Glenn Martens does not merely drape or tailor. He subjects matter to ordeal. Porcelain is fired twice and smashed. Cloth is painted until it ceases to behave like cloth. Wax stiffens drape into archaeological evidence. Latex preserves the impression of jewellery like skin stripped from an heirloom. Organza becomes ceramic mirage. The atelier hides the sin so well that the audience first reads enchantment and only later realizes how much violence to material had to happen to make that enchantment possible.

Maison Margiela Fall 2026 by Glenn Martens: Luxury at Its Most Contaminated

Maison Margiela Fall 2026 by Glenn Martens almost delights in being difficult.

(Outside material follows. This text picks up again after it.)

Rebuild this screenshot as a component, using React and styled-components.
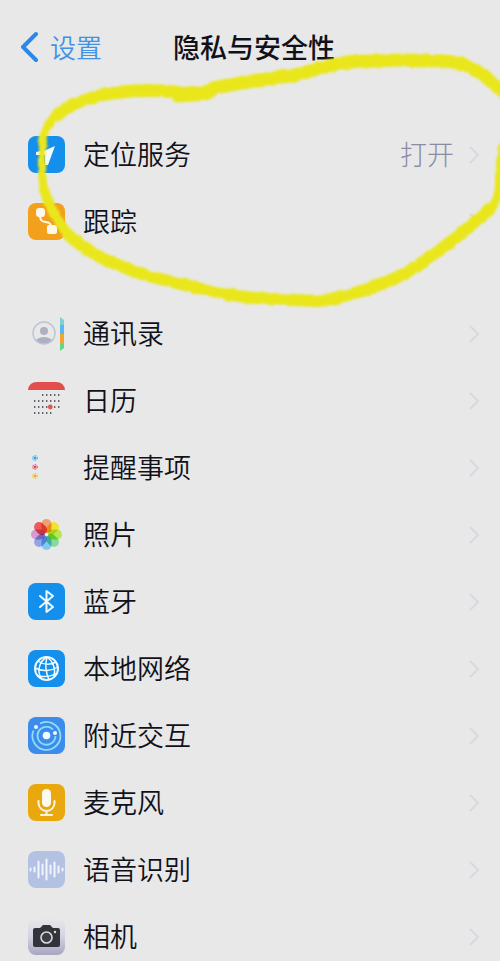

It is masked, industrial, impure, sometimes hostile to quick comprehension. It makes the audience work. But that confusion is not self-indulgence. It is architecture. The strongest critical response called the collection close to a masterpiece, and that feels right, because every strange surface is anchored by process and every bizarre image by logic. The confusion is seduction precisely because the garments are too well-made to dismiss.

The collection keeps offering the eye something it should reject, grime, fracture, dirt, old-market ugliness, weird masks, historical ghosts, a dress that looks as though it might shatter if you breathed too hard, and then forces the eye to submit to it by sheer craft. That is a very particular kind of beauty. Not innocent beauty. Not even generous beauty. More like dangerous beauty that has decided it no longer needs to please in a wholesome way. It can mesmerize by becoming more difficult, more wrong, more contaminated. It can make you desire the crack more than the polish. That is the ultimate Margiela seduction.

Maison Margiela Fall 2026 by Glenn Martens is seductive because it is cracked, masked, waxed, painted, shattered, star-studded, bianchetto-streaked, and gloriously wrong at the edges. It looks as though it has survived damage and become finer for it. That is why it feels so exotic, so dangerous, so attractive. It refuses to separate beauty from risk. And perhaps that is the deepest achievement of the Shanghai show. Glenn Martens did not merely make Margiela dark. He made it bewitched. He built a house where the forbidden surface is the most carefully made one of all, where the dirtiest-looking dress may be the most labor-intensive in the room, where a broken thing acquires more authority than a pristine one ever could. He does not ask you to admire perfection. He dares you to fall for the contaminated object, the masked body, the painted skin, the ceramic shard, the waxed drape, the star-crusted fever dream. He dares you to desire the crack, and, monstrously, beautifully, you do.